§ **Directions**
Type out the complete listing below word for word, without its pictures.

§ **Material**

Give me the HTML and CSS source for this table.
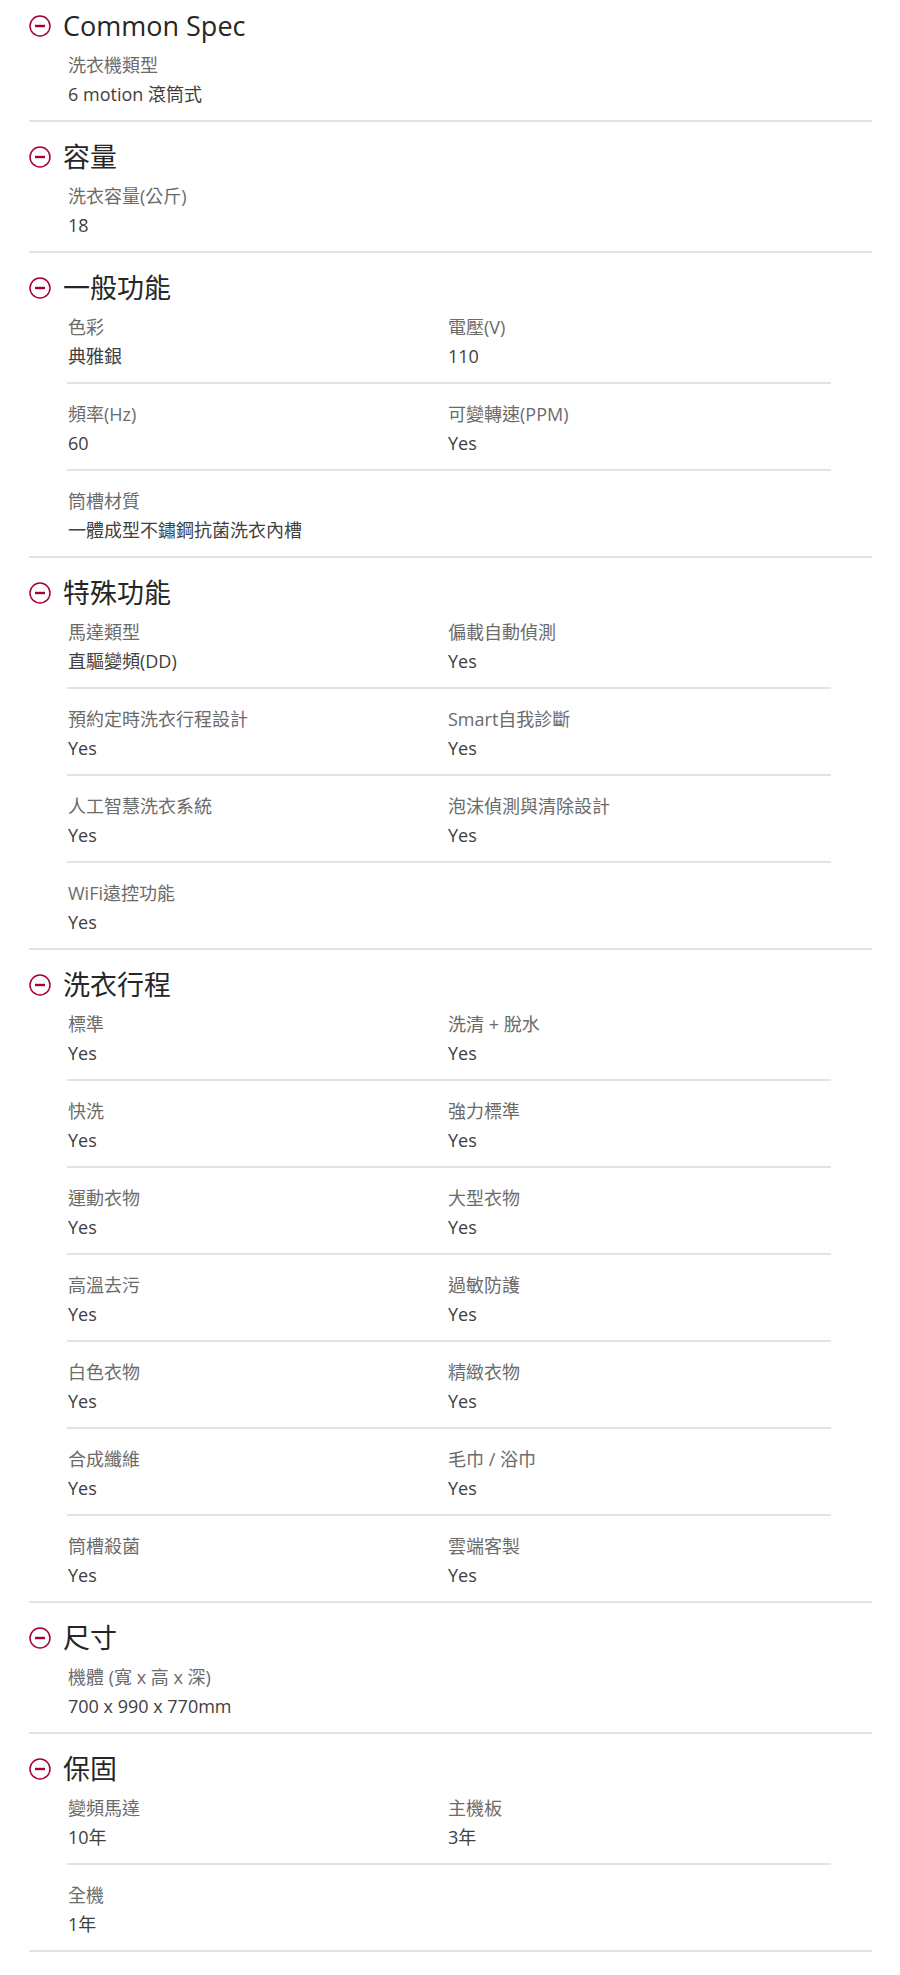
FILE: index.html
```html
<!DOCTYPE html>
<html>
<head>
  <meta charset="utf-8">
  <title>規格</title>
  <link rel="stylesheet" href="styles.css">
</head>
<body>
  <div class="spec">

    <section class="group">
      <h2 class="group-title"><svg class="toggle" viewBox="0 0 22 22"><circle cx="11" cy="11" r="10"/><line x1="6" y1="11" x2="16" y2="11"/></svg>Common Spec</h2>
      <div class="rows">
        <div class="row">
          <div class="item"><p class="label">洗衣機類型</p><p class="value">6 motion 滾筒式</p></div>
        </div>
      </div>
    </section>

    <section class="group">
      <h2 class="group-title"><svg class="toggle" viewBox="0 0 22 22"><circle cx="11" cy="11" r="10"/><line x1="6" y1="11" x2="16" y2="11"/></svg>容量</h2>
      <div class="rows">
        <div class="row">
          <div class="item"><p class="label">洗衣容量(公斤)</p><p class="value">18</p></div>
        </div>
      </div>
    </section>

    <section class="group">
      <h2 class="group-title"><svg class="toggle" viewBox="0 0 22 22"><circle cx="11" cy="11" r="10"/><line x1="6" y1="11" x2="16" y2="11"/></svg>一般功能</h2>
      <div class="rows">
        <div class="row">
          <div class="item"><p class="label">色彩</p><p class="value">典雅銀</p></div>
          <div class="item"><p class="label">電壓(V)</p><p class="value">110</p></div>
        </div>
        <div class="row">
          <div class="item"><p class="label">頻率(Hz)</p><p class="value">60</p></div>
          <div class="item"><p class="label">可變轉速(PPM)</p><p class="value">Yes</p></div>
        </div>
        <div class="row">
          <div class="item"><p class="label">筒槽材質</p><p class="value">一體成型不鏽鋼抗菌洗衣內槽</p></div>
        </div>
      </div>
    </section>

    <section class="group">
      <h2 class="group-title"><svg class="toggle" viewBox="0 0 22 22"><circle cx="11" cy="11" r="10"/><line x1="6" y1="11" x2="16" y2="11"/></svg>特殊功能</h2>
      <div class="rows">
        <div class="row">
          <div class="item"><p class="label">馬達類型</p><p class="value">直驅變頻(DD)</p></div>
          <div class="item"><p class="label">偏載自動偵測</p><p class="value">Yes</p></div>
        </div>
        <div class="row">
          <div class="item"><p class="label">預約定時洗衣行程設計</p><p class="value">Yes</p></div>
          <div class="item"><p class="label">Smart自我診斷</p><p class="value">Yes</p></div>
        </div>
        <div class="row">
          <div class="item"><p class="label">人工智慧洗衣系統</p><p class="value">Yes</p></div>
          <div class="item"><p class="label">泡沫偵測與清除設計</p><p class="value">Yes</p></div>
        </div>
        <div class="row">
          <div class="item"><p class="label">WiFi遠控功能</p><p class="value">Yes</p></div>
        </div>
      </div>
    </section>

    <section class="group">
      <h2 class="group-title"><svg class="toggle" viewBox="0 0 22 22"><circle cx="11" cy="11" r="10"/><line x1="6" y1="11" x2="16" y2="11"/></svg>洗衣行程</h2>
      <div class="rows">
        <div class="row">
          <div class="item"><p class="label">標準</p><p class="value">Yes</p></div>
          <div class="item"><p class="label">洗清 + 脫水</p><p class="value">Yes</p></div>
        </div>
        <div class="row">
          <div class="item"><p class="label">快洗</p><p class="value">Yes</p></div>
          <div class="item"><p class="label">強力標準</p><p class="value">Yes</p></div>
        </div>
        <div class="row">
          <div class="item"><p class="label">運動衣物</p><p class="value">Yes</p></div>
          <div class="item"><p class="label">大型衣物</p><p class="value">Yes</p></div>
        </div>
        <div class="row">
          <div class="item"><p class="label">高溫去污</p><p class="value">Yes</p></div>
          <div class="item"><p class="label">過敏防護</p><p class="value">Yes</p></div>
        </div>
        <div class="row">
          <div class="item"><p class="label">白色衣物</p><p class="value">Yes</p></div>
          <div class="item"><p class="label">精緻衣物</p><p class="value">Yes</p></div>
        </div>
        <div class="row">
          <div class="item"><p class="label">合成纖維</p><p class="value">Yes</p></div>
          <div class="item"><p class="label">毛巾 / 浴巾</p><p class="value">Yes</p></div>
        </div>
        <div class="row">
          <div class="item"><p class="label">筒槽殺菌</p><p class="value">Yes</p></div>
          <div class="item"><p class="label">雲端客製</p><p class="value">Yes</p></div>
        </div>
      </div>
    </section>

    <section class="group">
      <h2 class="group-title"><svg class="toggle" viewBox="0 0 22 22"><circle cx="11" cy="11" r="10"/><line x1="6" y1="11" x2="16" y2="11"/></svg>尺寸</h2>
      <div class="rows">
        <div class="row">
          <div class="item"><p class="label">機體 (寬 x 高 x 深)</p><p class="value">700 x 990 x 770mm</p></div>
        </div>
      </div>
    </section>

    <section class="group">
      <h2 class="group-title"><svg class="toggle" viewBox="0 0 22 22"><circle cx="11" cy="11" r="10"/><line x1="6" y1="11" x2="16" y2="11"/></svg>保固</h2>
      <div class="rows">
        <div class="row">
          <div class="item"><p class="label">變頻馬達</p><p class="value">10年</p></div>
          <div class="item"><p class="label">主機板</p><p class="value">3年</p></div>
        </div>
        <div class="row">
          <div class="item"><p class="label">全機</p><p class="value">1年</p></div>
        </div>
      </div>
    </section>

  </div>
</body>
</html>
```

FILE: styles.css
```css
body {
  margin: 0;
  padding: 0;
  background: #fff;
  font-family: "Open Sans", "Noto Sans CJK TC", sans-serif;
}

.spec {
  margin: 0 28px 0 29px;
}

/* one block per spec group */
.group {
  padding-top: 19px;
  border-bottom: 2px solid #e3e3e3;
}
.group:first-child {
  padding-top: 10px;
}

.group-title {
  display: flex;
  align-items: center;
  gap: 12px;
  margin: 0;
  font-size: 27px;
  line-height: 32px;
  font-weight: normal;
  color: #262626;
}

.toggle {
  width: 22px;
  height: 22px;
  flex: none;
}
.toggle circle {
  fill: none;
  stroke: #a50034;
  stroke-width: 1.5;
}
.toggle line {
  stroke: #a50034;
  stroke-width: 2.4;
}

.rows {
  margin: 0 41px 0 38px;
}

.row {
  display: grid;
  grid-template-columns: 380px 1fr;
  padding: 16px 0 11px;
  border-bottom: 2px solid #e3e3e3;
}
.row:first-child {
  padding-top: 9px;
}
.row:last-child {
  border-bottom: none;
}

.item {
  padding-left: 1px;
}

.label,
.value {
  margin: 0;
  font-size: 18px;
  line-height: 29px;
}
.label {
  color: #6b6b6b;
}
.value {
  color: #404040;
}
```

§ **Expected output**
Give me the HTML and CSS source for this table.
FILE: index.html
```html
<!DOCTYPE html>
<html>
<head>
  <meta charset="utf-8">
  <title>規格</title>
  <link rel="stylesheet" href="styles.css">
</head>
<body>
  <div class="spec">

    <section class="group">
      <h2 class="group-title"><svg class="toggle" viewBox="0 0 22 22"><circle cx="11" cy="11" r="10"/><line x1="6" y1="11" x2="16" y2="11"/></svg>Common Spec</h2>
      <div class="rows">
        <div class="row">
          <div class="item"><p class="label">洗衣機類型</p><p class="value">6 motion 滾筒式</p></div>
        </div>
      </div>
    </section>

    <section class="group">
      <h2 class="group-title"><svg class="toggle" viewBox="0 0 22 22"><circle cx="11" cy="11" r="10"/><line x1="6" y1="11" x2="16" y2="11"/></svg>容量</h2>
      <div class="rows">
        <div class="row">
          <div class="item"><p class="label">洗衣容量(公斤)</p><p class="value">18</p></div>
        </div>
      </div>
    </section>

    <section class="group">
      <h2 class="group-title"><svg class="toggle" viewBox="0 0 22 22"><circle cx="11" cy="11" r="10"/><line x1="6" y1="11" x2="16" y2="11"/></svg>一般功能</h2>
      <div class="rows">
        <div class="row">
          <div class="item"><p class="label">色彩</p><p class="value">典雅銀</p></div>
          <div class="item"><p class="label">電壓(V)</p><p class="value">110</p></div>
        </div>
        <div class="row">
          <div class="item"><p class="label">頻率(Hz)</p><p class="value">60</p></div>
          <div class="item"><p class="label">可變轉速(PPM)</p><p class="value">Yes</p></div>
        </div>
        <div class="row">
          <div class="item"><p class="label">筒槽材質</p><p class="value">一體成型不鏽鋼抗菌洗衣內槽</p></div>
        </div>
      </div>
    </section>

    <section class="group">
      <h2 class="group-title"><svg class="toggle" viewBox="0 0 22 22"><circle cx="11" cy="11" r="10"/><line x1="6" y1="11" x2="16" y2="11"/></svg>特殊功能</h2>
      <div class="rows">
        <div class="row">
          <div class="item"><p class="label">馬達類型</p><p class="value">直驅變頻(DD)</p></div>
          <div class="item"><p class="label">偏載自動偵測</p><p class="value">Yes</p></div>
        </div>
        <div class="row">
          <div class="item"><p class="label">預約定時洗衣行程設計</p><p class="value">Yes</p></div>
          <div class="item"><p class="label">Smart自我診斷</p><p class="value">Yes</p></div>
        </div>
        <div class="row">
          <div class="item"><p class="label">人工智慧洗衣系統</p><p class="value">Yes</p></div>
          <div class="item"><p class="label">泡沫偵測與清除設計</p><p class="value">Yes</p></div>
        </div>
        <div class="row">
          <div class="item"><p class="label">WiFi遠控功能</p><p class="value">Yes</p></div>
        </div>
      </div>
    </section>

    <section class="group">
      <h2 class="group-title"><svg class="toggle" viewBox="0 0 22 22"><circle cx="11" cy="11" r="10"/><line x1="6" y1="11" x2="16" y2="11"/></svg>洗衣行程</h2>
      <div class="rows">
        <div class="row">
          <div class="item"><p class="label">標準</p><p class="value">Yes</p></div>
          <div class="item"><p class="label">洗清 + 脫水</p><p class="value">Yes</p></div>
        </div>
        <div class="row">
          <div class="item"><p class="label">快洗</p><p class="value">Yes</p></div>
          <div class="item"><p class="label">強力標準</p><p class="value">Yes</p></div>
        </div>
        <div class="row">
          <div class="item"><p class="label">運動衣物</p><p class="value">Yes</p></div>
          <div class="item"><p class="label">大型衣物</p><p class="value">Yes</p></div>
        </div>
        <div class="row">
          <div class="item"><p class="label">高溫去污</p><p class="value">Yes</p></div>
          <div class="item"><p class="label">過敏防護</p><p class="value">Yes</p></div>
        </div>
        <div class="row">
          <div class="item"><p class="label">白色衣物</p><p class="value">Yes</p></div>
          <div class="item"><p class="label">精緻衣物</p><p class="value">Yes</p></div>
        </div>
        <div class="row">
          <div class="item"><p class="label">合成纖維</p><p class="value">Yes</p></div>
          <div class="item"><p class="label">毛巾 / 浴巾</p><p class="value">Yes</p></div>
        </div>
        <div class="row">
          <div class="item"><p class="label">筒槽殺菌</p><p class="value">Yes</p></div>
          <div class="item"><p class="label">雲端客製</p><p class="value">Yes</p></div>
        </div>
      </div>
    </section>

    <section class="group">
      <h2 class="group-title"><svg class="toggle" viewBox="0 0 22 22"><circle cx="11" cy="11" r="10"/><line x1="6" y1="11" x2="16" y2="11"/></svg>尺寸</h2>
      <div class="rows">
        <div class="row">
          <div class="item"><p class="label">機體 (寬 x 高 x 深)</p><p class="value">700 x 990 x 770mm</p></div>
        </div>
      </div>
    </section>

    <section class="group">
      <h2 class="group-title"><svg class="toggle" viewBox="0 0 22 22"><circle cx="11" cy="11" r="10"/><line x1="6" y1="11" x2="16" y2="11"/></svg>保固</h2>
      <div class="rows">
        <div class="row">
          <div class="item"><p class="label">變頻馬達</p><p class="value">10年</p></div>
          <div class="item"><p class="label">主機板</p><p class="value">3年</p></div>
        </div>
        <div class="row">
          <div class="item"><p class="label">全機</p><p class="value">1年</p></div>
        </div>
      </div>
    </section>

  </div>
</body>
</html>
```

FILE: styles.css
```css
body {
  margin: 0;
  padding: 0;
  background: #fff;
  font-family: "Open Sans", "Noto Sans CJK TC", sans-serif;
}

.spec {
  margin: 0 28px 0 29px;
}

/* one block per spec group */
.group {
  padding-top: 19px;
  border-bottom: 2px solid #e3e3e3;
}
.group:first-child {
  padding-top: 10px;
}

.group-title {
  display: flex;
  align-items: center;
  gap: 12px;
  margin: 0;
  font-size: 27px;
  line-height: 32px;
  font-weight: normal;
  color: #262626;
}

.toggle {
  width: 22px;
  height: 22px;
  flex: none;
}
.toggle circle {
  fill: none;
  stroke: #a50034;
  stroke-width: 1.5;
}
.toggle line {
  stroke: #a50034;
  stroke-width: 2.4;
}

.rows {
  margin: 0 41px 0 38px;
}

.row {
  display: grid;
  grid-template-columns: 380px 1fr;
  padding: 16px 0 11px;
  border-bottom: 2px solid #e3e3e3;
}
.row:first-child {
  padding-top: 9px;
}
.row:last-child {
  border-bottom: none;
}

.item {
  padding-left: 1px;
}

.label,
.value {
  margin: 0;
  font-size: 18px;
  line-height: 29px;
}
.label {
  color: #6b6b6b;
}
.value {
  color: #404040;
}
```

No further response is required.